*Stated task*:
Select all lines in the records that include "React".

[Interface markup and scripts]
╭──
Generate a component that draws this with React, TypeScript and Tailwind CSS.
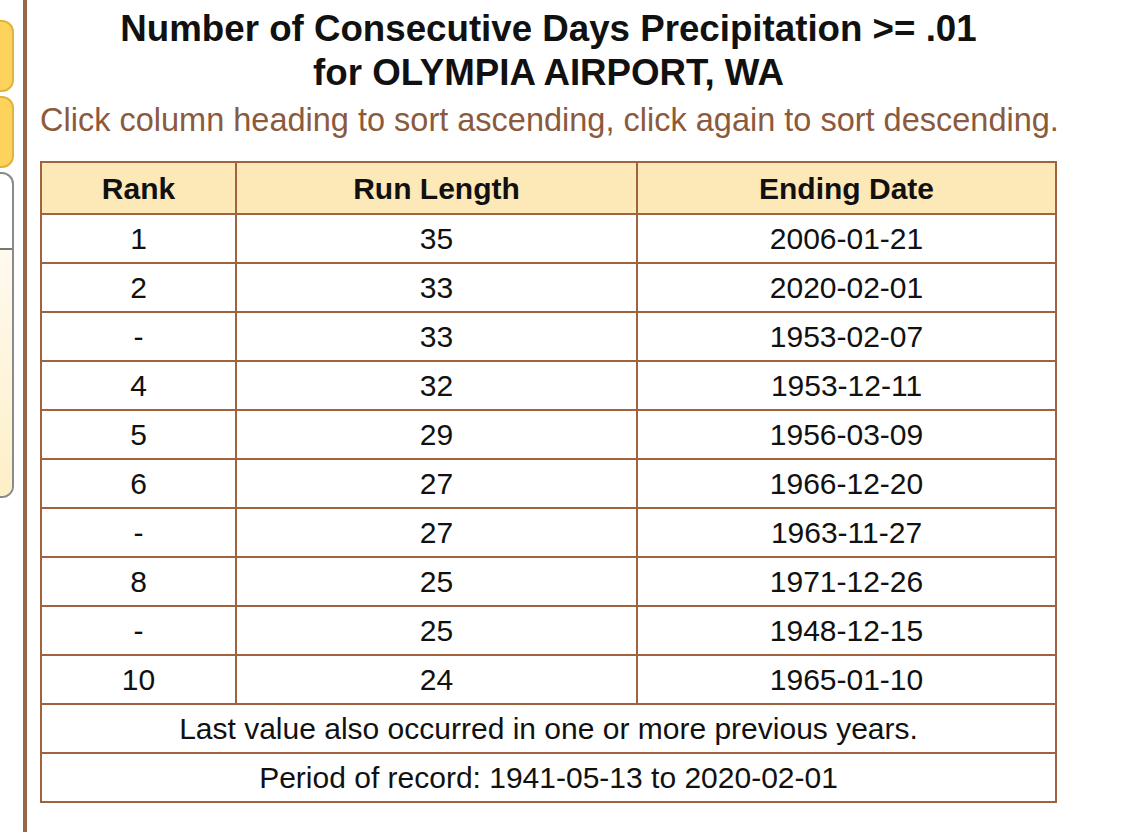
const rows: [string, string, string][] = [
  ['1', '35', '2006-01-21'],
  ['2', '33', '2020-02-01'],
  ['-', '33', '1953-02-07'],
  ['4', '32', '1953-12-11'],
  ['5', '29', '1956-03-09'],
  ['6', '27', '1966-12-20'],
  ['-', '27', '1963-11-27'],
  ['8', '25', '1971-12-26'],
  ['-', '25', '1948-12-15'],
  ['10', '24', '1965-01-10'],
]

export default function App() {
  return (
    <div
      className="flex h-[832px] w-[1125px] overflow-hidden bg-white text-[#111]"
      style={{ fontFamily: '"Liberation Sans", Arial, sans-serif' }}
    >
      {/* side menu, cut off */}
      <div className="w-[14px] shrink-0 overflow-hidden">
        <div className="-ml-[40px] flex w-[54px] flex-col pt-[20px]">
          <div className="h-[72px] rounded-[12px] border-2 border-[#e0b43a] bg-[#fdd35c]" />
          <div className="mt-[4px] h-[72px] rounded-[12px] border-2 border-[#e0b43a] bg-[#fdd35c]" />
          <div className="mt-[4px] h-[326px] rounded-[12px] border-2 border-[#8a8a8a] bg-white">
            <div className="mt-[74px] h-[248px] rounded-b-[10px] border-t-2 border-[#777] bg-gradient-to-b from-[#fffaf0] to-[#fdefc6]" />
          </div>
        </div>
      </div>
      <div className="ml-[9px] w-[4px] shrink-0 bg-[#9a6446]" />
      <div className="ml-[13px] w-[1017px] shrink-0">
        <h1 className="pt-[7px] text-center text-[36.7px] font-bold leading-[44px] whitespace-nowrap">
          Number of Consecutive Days Precipitation &gt;= .01
          <br />
          for OLYMPIA AIRPORT, WA
        </h1>
        <p className="mt-[7px] whitespace-nowrap text-[32.5px] leading-[36px] text-[#8b5a3c]">
          Click column heading to sort ascending, click again to sort descending.
        </p>
        <table className="mt-[23px] w-full border-collapse border-2 border-[#a0633d] text-center text-[30px]">
          <thead>
            <tr className="bg-[#fde8b8]">
              <th className="h-[52px] w-[195px] border-2 border-[#a0633d] p-0 font-bold">Rank</th>
              <th className="h-[52px] w-[401px] border-2 border-[#a0633d] p-0 font-bold">Run Length</th>
              <th className="h-[52px] border-2 border-[#a0633d] p-0 font-bold">Ending Date</th>
            </tr>
          </thead>
          <tbody>
            {rows.map((r, i) => (
              <tr key={i}>
                {r.map((c, j) => (
                  <td key={j} className="h-[49px] border-2 border-[#a0633d] p-0">
                    {c}
                  </td>
                ))}
              </tr>
            ))}
            <tr>
              <td colSpan={3} className="h-[49px] border-2 border-[#a0633d] p-0">
                Last value also occurred in one or more previous years.
              </td>
            </tr>
            <tr>
              <td colSpan={3} className="h-[49px] border-2 border-[#a0633d] p-0">
                Period of record: 1941-05-13 to 2020-02-01
              </td>
            </tr>
          </tbody>
        </table>
      </div>
    </div>
  )
}
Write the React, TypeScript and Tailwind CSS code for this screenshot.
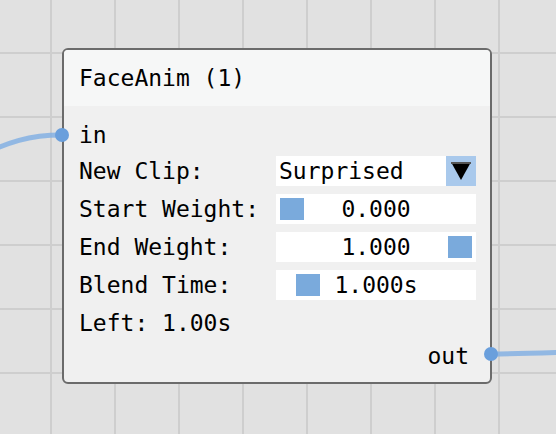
╰──
*Reply to the exercise*:
Generate a component that draws this with React, TypeScript and Tailwind CSS.
Write the React, TypeScript and Tailwind CSS code for this screenshot.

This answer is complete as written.